Something wiry and tough and long slammed around his shoulders.

“Zen!” Naomi yelled. The tree—Alcibiades—”

He was off the ground now. Alcibiades had snared him with a grasping tendril and was lifting him toward his crown. The tree was struggling with the burden; but then a second tendril gripped him too and Alcibiades had an easier time. Holbrook thrashed about a dozen feet off the ground.

Cases of trees attacking humans were rare. It had happened perhaps five times altogether, in the generations that men had been cultivating juice-trees here. In each instance the victim had been doing something that the grove regarded as hostile—such as removing a diseased tree.

A man was a big mouthful for a juice-tree. But not beyond its appetite.

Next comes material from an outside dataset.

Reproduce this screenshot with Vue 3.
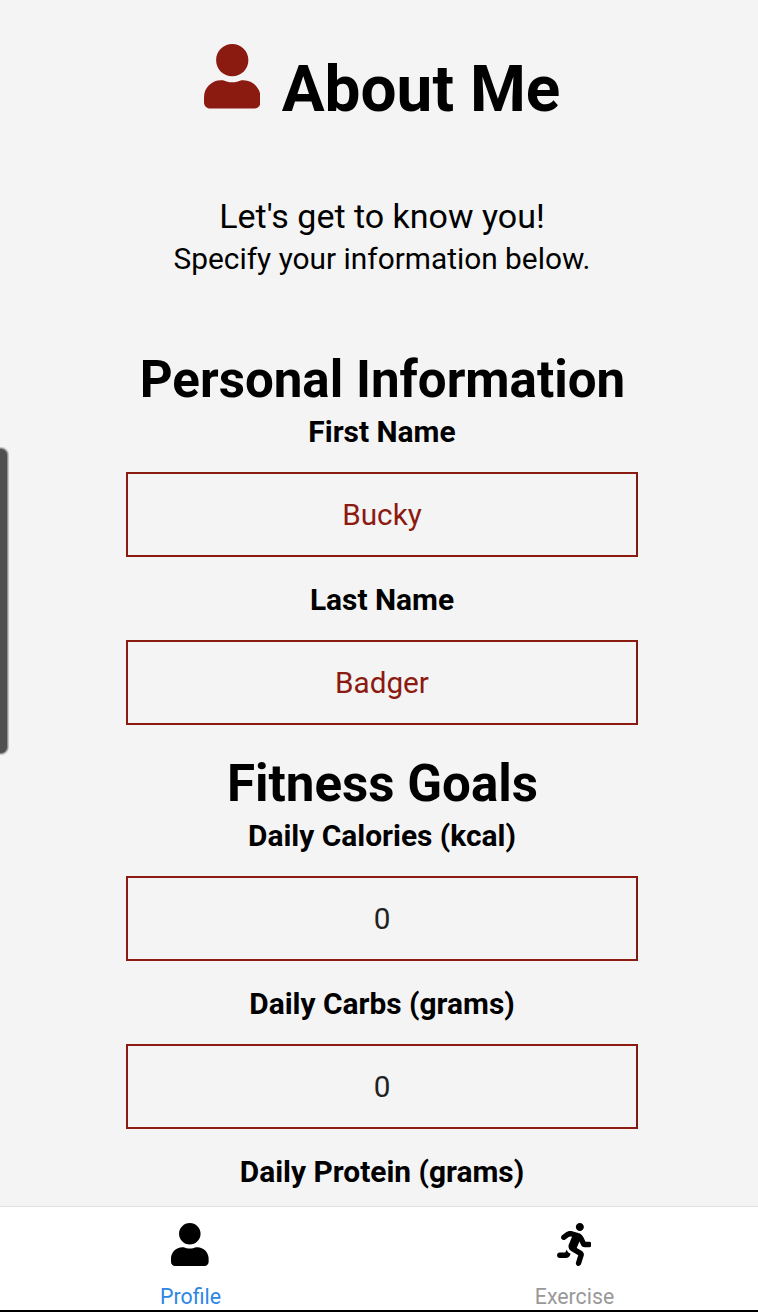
<script setup>
const sections = [
  {
    title: 'Personal Information',
    fields: [
      { label: 'First Name', value: 'Bucky', filled: true },
      { label: 'Last Name', value: 'Badger', filled: true },
    ],
  },
  {
    title: 'Fitness Goals',
    fields: [
      { label: 'Daily Calories (kcal)', value: '0' },
      { label: 'Daily Carbs (grams)', value: '0' },
      { label: 'Daily Protein (grams)', value: '' },
    ],
  },
]
const userPath =
  'M224 256c70.7 0 128-57.3 128-128S294.7 0 224 0 96 57.3 96 128s57.3 128 128 128zm89.6 32h-16.7c-22.2 10.2-46.9 16-72.9 16s-50.6-5.8-72.9-16h-16.7C60.2 288 0 348.2 0 422.4V464c0 26.5 21.5 48 48 48h352c26.5 0 48-21.5 48-48v-41.6c0-74.2-60.2-134.4-134.4-134.4z'
const runPath =
  'M272 96c26.51 0 48-21.49 48-48S298.51 0 272 0s-48 21.49-48 48 21.49 48 48 48zM113.69 317.47l-14.8 34.52H32c-17.67 0-32 14.33-32 32s14.33 32 32 32h77.45c19.25 0 36.58-11.44 44.11-29.09l8.79-20.52-10.67-6.3c-17.32-10.23-30.06-25.37-37.99-42.82zM384 223.99h-44.03l-26.06-53.25c-12.5-25.55-35.45-44.23-61.78-50.94l-71.08-21.14c-28.3-6.8-57.77-.55-80.84 17.14l-39.67 30.41c-14.03 10.75-16.69 30.83-5.94 44.86s30.84 16.69 44.86 5.94l39.69-30.41c7.67-5.89 17.44-8 25.27-6.14l14.7 4.37-37.46 87.39c-12.62 29.48-1.31 64.01 26.3 80.31l84.98 50.17-27.47 87.73c-5.28 16.86 4.11 34.82 20.97 40.09 3.19 1 6.41 1.48 9.58 1.48 13.61 0 26.23-8.77 30.52-22.45l31.64-101.06c5.91-20.77-2.89-43.08-21.64-54.39l-61.24-36.14 31.31-78.28 20.27 41.43c8 16.34 24.92 26.89 43.11 26.89H384c17.67 0 32-14.33 32-32s-14.33-31.99-32-31.99z'
</script>

<template>
  <div class="screen">
    <main class="content">
      <header class="title-row">
        <svg class="title-icon" viewBox="0 0 448 512"><path :d="userPath" /></svg>
        <h1>About Me</h1>
      </header>
      <p class="lead">Let's get to know you!</p>
      <p class="sub">Specify your information below.</p>
      <section v-for="s in sections" :key="s.title" class="section">
        <h2>{{ s.title }}</h2>
        <div v-for="f in s.fields" :key="f.label" class="field">
          <div class="label">{{ f.label }}</div>
          <div class="input" :class="{ filled: f.filled }">{{ f.value }}</div>
        </div>
      </section>
    </main>
    <nav class="tabs">
      <div class="tab active">
        <svg class="tab-icon" viewBox="0 0 448 512"><path :d="userPath" /></svg>
        <span>Profile</span>
      </div>
      <div class="tab">
        <svg class="tab-icon" viewBox="0 0 416 512"><path :d="runPath" /></svg>
        <span>Exercise</span>
      </div>
    </nav>
    <div class="edge-handle"></div>
  </div>
</template>

<style>
body {
  background: #f4f4f4;
}
</style>

<style scoped>
.screen {
  position: relative;
  box-sizing: border-box;
  height: 1312px;
  display: flex;
  flex-direction: column;
  overflow: hidden;
  background: #f4f4f4;
  color: #000;
  font-family: Roboto, "Liberation Sans", sans-serif;
}
.content {
  flex: 1;
  min-height: 0;
  overflow: hidden;
  display: flex;
  flex-direction: column;
  align-items: center;
  padding: 44px 0 0 6px;
}
.content > * {
  flex: none;
}
.title-row {
  display: flex;
  align-items: flex-start;
  height: 150px;
  gap: 21.5px;
}
.title-icon {
  width: 56.5px;
  height: 64.5px;
  fill: #8b1a10;
}
h1 {
  margin: 8px 0 0;
  font-size: 63.9px;
  line-height: 75px;
  font-weight: 700;
  white-space: nowrap;
}
.lead,
.sub {
  margin: 0;
  white-space: nowrap;
}
.lead {
  font-size: 34px;
  line-height: 44px;
}
.sub {
  font-size: 29.85px;
  line-height: 42px;
  margin-bottom: 70px;
}
.section {
  display: flex;
  flex-direction: column;
  align-items: center;
}
h2 {
  margin: 0 0 -1px 1px;
  font-size: 51.1px;
  line-height: 60px;
  font-weight: 700;
  white-space: nowrap;
}
.field {
  height: 168px;
  display: flex;
  flex-direction: column;
  align-items: center;
}
.section .field:last-child {
  height: 177px;
}
.label {
  height: 63px;
  box-sizing: border-box;
  padding-top: 5px;
  font-size: 29.9px;
  line-height: 36px;
  font-weight: 700;
  white-space: nowrap;
}
.input {
  box-sizing: border-box;
  width: 512px;
  height: 85px;
  flex: none;
  border: 2px solid #8b1a10;
  border-right-color: #7b1b12;
  text-align: center;
  font-size: 29.7px;
  line-height: 82px;
  color: #222;
}
.input.filled {
  color: #8b1a10;
}
.tabs {
  flex: none;
  box-sizing: border-box;
  height: 106px;
  display: flex;
  background: #fff;
  border-top: 1px solid #e0e0e0;
  border-bottom: 2px solid #000;
}
.tab {
  width: 380px;
  margin-right: 4px;
  flex: none;
  display: flex;
  flex-direction: column;
  align-items: center;
  padding-top: 16px;
  color: #999;
  font-size: 21.3px;
  line-height: 28px;
}
.tab.active {
  color: #2d86e5;
}
.tab span {
  margin-left: 1px;
}
.tab-icon {
  flex: none;
  height: 43px;
  margin-bottom: 17px;
  fill: #000;
}
.edge-handle {
  position: absolute;
  left: -12px;
  top: 448px;
  width: 18px;
  height: 304px;
  border-radius: 7px;
  background: #505050;
  border: 1px solid #909090;
  box-shadow: 0 0 0 1px #c4c4c4;
}
</style>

Naomi screamed and Alcibiades continued to lift. Holbrook could hear the clashing of fangs above; the tree’s mouth was getting ready to receive him. Alcibiades the vain, Alcibiades the mercurial, Alcibiades the unpredictable—well named, indeed. But was it treachery to act in self-defense? Alcibiades had a strong will to survive. He had seen the fates of Hector and Socrates. Holbrook looked up at the ever closer fangs. So this is how it happens, he thought. Eaten by one of my own trees. My friends. My pets. Serves me right for sentimentalizing them. They’re carnivores. Tigers with roots.

Alcibiades screamed.

In the same instant one of the tendrils wrapped about Holbrook’s body lost its grip. He dropped about twenty feet in a single dizzying plunge before the remaining tendril steadied itself, leaving him dangling a few yards above the floor of the grove. When he could breathe again, Holbrook looked down and saw what had happened. Naomi had picked up the needier that he had dropped when he had been seized by the tree, and had burned away one tendril. She was taking aim again. There was another scream from Alcibiades; Holbrook was aware of a great commotion in the branches above him; he tumbled the rest of the way to the ground and landed hard in a pile of mulched leaves. After a moment he rolled over and sat up. Nothing broken. Naomi stood above him, arms dangling, the needier still in her hand.

“Are you all right?” she asked soberly.